Hi everyone,
you probably heard of Torperf [0], the tool that produces our Tor client performance graphs [1]. Torperf is mostly a bunch of scripts and lengthy HOWTOs, so setting it up and keeping it happy is not exactly trivial. The same applies to extending it, e.g., to make downloads using Selenium/Firefox rather than using its own C SOCKS client.

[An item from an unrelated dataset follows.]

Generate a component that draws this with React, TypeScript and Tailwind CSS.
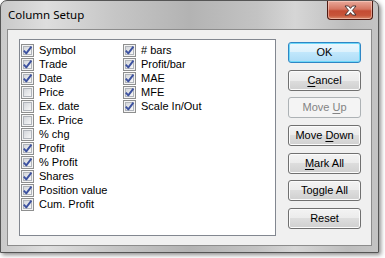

I'm pondering a rewrite of Torperf in Twisted. The idea is to have a single Twisted application that is trivial to install and that does the following things:
1) set up local Tor clients, configure them, and register for events; 2) run a local web server to download files from or upload files to; 3) periodically run one or more tests which can be: 3.1) an HTTP GET request over Tor to its own web server, 3.2) an HTTP POST request to measure upload speed, 3.3) a GET or POST request to a locally running hidden service, 3.4) a series of fetches of top 50 Alexa domains using Selenium/Firefox; 3.5) a series of requests to track stream/circ allocations for #5830; 4) store request timestamps and Tor controller events to SQLite; 5) provide results via a RESTful API over its web server.
That's a lot, and to make things even more fun, there's a sponsor deadline to have more realistic Torperf measurements by February 28. So, I want to start with 3.4 and minimal versions of 4 and 5. But I want to make sure that the remaining parts can be added later without redesigning everything again.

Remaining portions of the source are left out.